STATED EXERCISE: Keep every line where the word "draws" appears; drop the rest.

Some records:
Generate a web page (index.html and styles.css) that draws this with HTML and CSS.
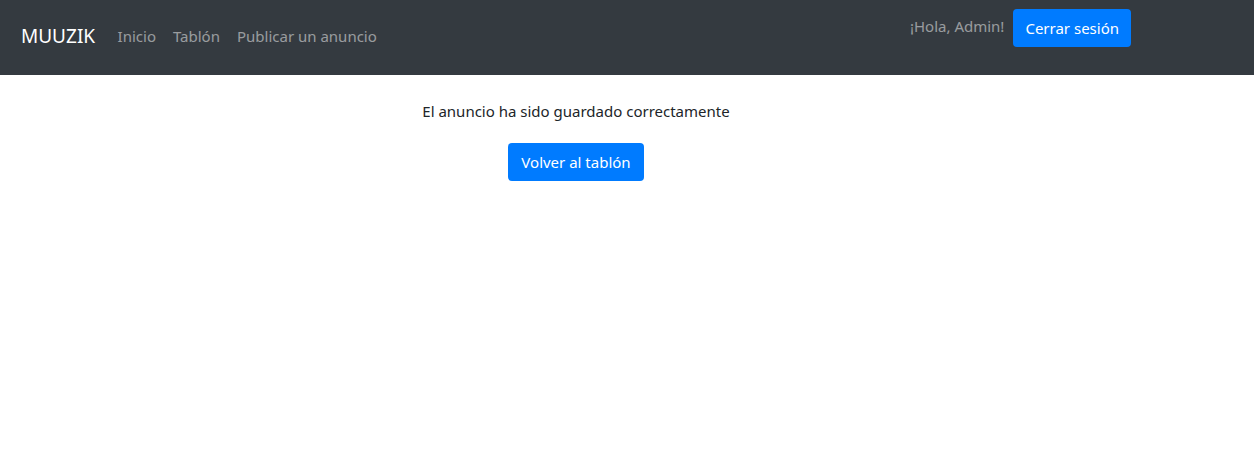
FILE: index.html
```html
<!DOCTYPE html>
<html lang="es">
<head>
<meta charset="utf-8">
<title>MUUZIK</title>
<link rel="stylesheet" href="styles.css">
</head>
<body>
<nav class="navbar">
  <div class="nav-left">
    <a class="brand" href="#">MUUZIK</a>
    <ul class="nav-links">
      <li><a href="#">Inicio</a></li>
      <li><a href="#">Tablón</a></li>
      <li><a href="#">Publicar un anuncio</a></li>
    </ul>
  </div>
  <div class="nav-right">
    <span class="greeting">¡Hola, Admin!</span>
    <button class="btn">Cerrar sesión</button>
  </div>
</nav>
<main class="content">
  <p class="message">El anuncio ha sido guardado correctamente</p>
  <a class="btn btn-back" href="#">Volver al tablón</a>
</main>
</body>
</html>
```
FILE: styles.css
```css
* { box-sizing: border-box; }
body {
  margin: 0;
  font-family: "Noto Sans", "Open Sans", sans-serif;
  font-size: 15px;
  line-height: 24px;
  color: #212529;
  background: #fff;
}
.navbar {
  height: 75px;
  background: #343a40;
  display: flex;
  justify-content: space-between;
  align-items: flex-start;
  padding: 0 123px 0 21px;
}
.nav-left {
  display: flex;
  align-items: center;
  height: 75px;
  padding-bottom: 3px;
}
.brand {
  color: #fff;
  font-size: 19px;
  text-decoration: none;
  margin-right: 14px;
}
.nav-links {
  display: flex;
  list-style: none;
  margin: 0;
  padding: 0;
}
.nav-links a {
  display: block;
  padding: 0 8.5px;
  color: rgba(255,255,255,0.5);
  text-decoration: none;
}
.nav-right {
  display: flex;
  align-items: center;
  gap: 9px;
  margin-top: 9px;
}
.greeting {
  color: rgba(255,255,255,0.5);
  margin-top: -4px;
}
.btn {
  display: inline-block;
  background: #007bff;
  color: #fff;
  border: none;
  border-radius: 4px;
  font-family: inherit;
  font-size: 15px;
  line-height: 24px;
  padding: 7px 12px;
  height: 38px;
  text-decoration: none;
  cursor: pointer;
}
.btn-back {
  padding: 7px 13px;
}
.content {
  width: 1152px;
  display: flex;
  flex-direction: column;
  align-items: center;
  padding-top: 24px;
}
.message {
  margin: 0 0 20px;
}
```
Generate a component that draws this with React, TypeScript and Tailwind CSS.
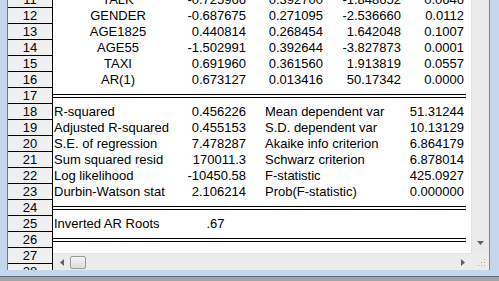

EXERCISE OUTPUT:
Generate a web page (index.html and styles.css) that draws this with HTML and CSS.
Generate a component that draws this with React, TypeScript and Tailwind CSS.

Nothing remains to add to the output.